Saturday, September 15, 2012

Halfway There (or 1/4 or an 1/8th?)

Officially I'm halfway through my two weeks of high dose radiation treatments, but having had the chance to meet many other patients over the last week I'm coming to understand that there's a long way to go. I'm told that treatments tend to make themselves felt more so afterwards; if I'm feeling tired now - just wait.

Thanks to the friends who've checked on me regularly this week (and for the wonderful meals, snacks, diversions and encouragement too!) I'm holding up. As warned, the pain did increase sharply over the last few days (radiation pain flare) and I'm getting more fatigued as the days go on. The nausea is occasional and tolerable. When it hits, soon afterwards I get a craving for potato chips (which happily I had on hand but need to find more tomorrow), I was a little nervous to eat them on an angry stomach but weirdly they do settle the nausea quite a bit. A few have commented that it sounds like morning sickness, thankfully I'm feeling nowhere near as queasy as I did when I was pregnant!

The nurses are coming daily right now to check on me, I pointed out today that I'm breaking out in bruises all over - not just on the irradiated sites. Hopefully it's not a sign of trouble with my blood cells, it's a good thing that I see my radiation oncologist on Monday so that he can see them for himself.

The irradiated skin is getting a bit pinkish, I'm diligently applying the glaxol base cream to minimize the anticipated skin burn. And forgive me for looking forward to one of the potential side effects of hair loss, I wouldn't mind a bit if I never needed to shave my legs again!

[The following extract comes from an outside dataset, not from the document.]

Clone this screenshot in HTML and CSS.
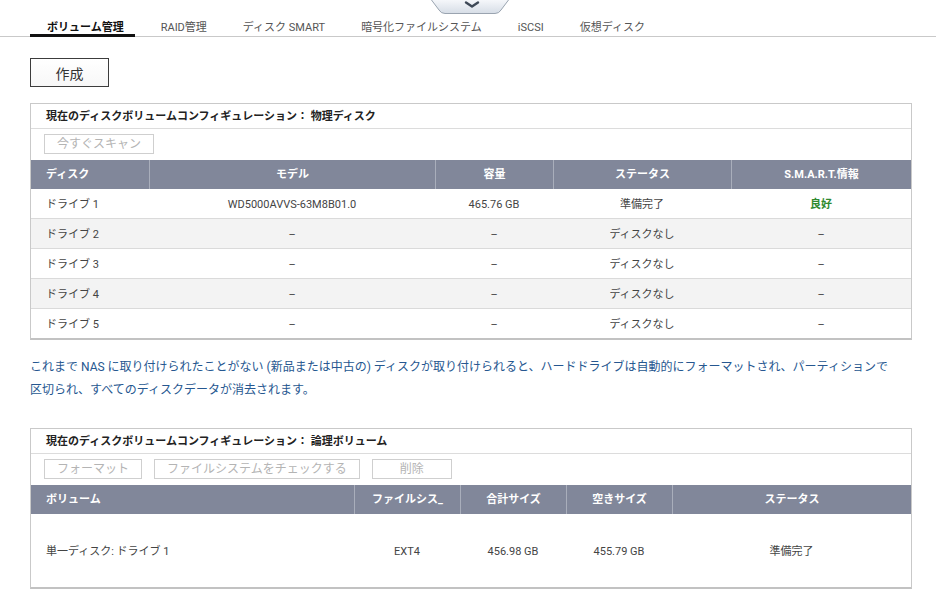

For those who have been wondering, the radiation treatments are themselves completely painless - and they come with a great team of technicians whom I look forward to seeing every visit.

I'm grateful for a weekend break from treatment, it's a chance to get myself mentally prepared for what's to come. The logistics and practicalities have been taken care of; the cupboards are full, the volunteer drivers from the Cancer Society booked - and phone numbers of friends who've insisted that they're available 24/7 for me are close by.

The tough part of this is coming home to an empty apartment, knowing that two things that were always guaranteed to soothe me and help more than any pain medication ever could - a loving hug and a head rub, aren't waiting for me anymore.

So much for "in sickness and in health" when there are greener pastures to be pursued. Yeah, I'm feeling a little bitter this week, especially after hearing that my ex landed himself a luxury apartment in an expensive neighbourhood when I've had to settle for something a distant throw from that description. One of us ended up in a far better financial position than before we married, the other far worse. You know which end I got.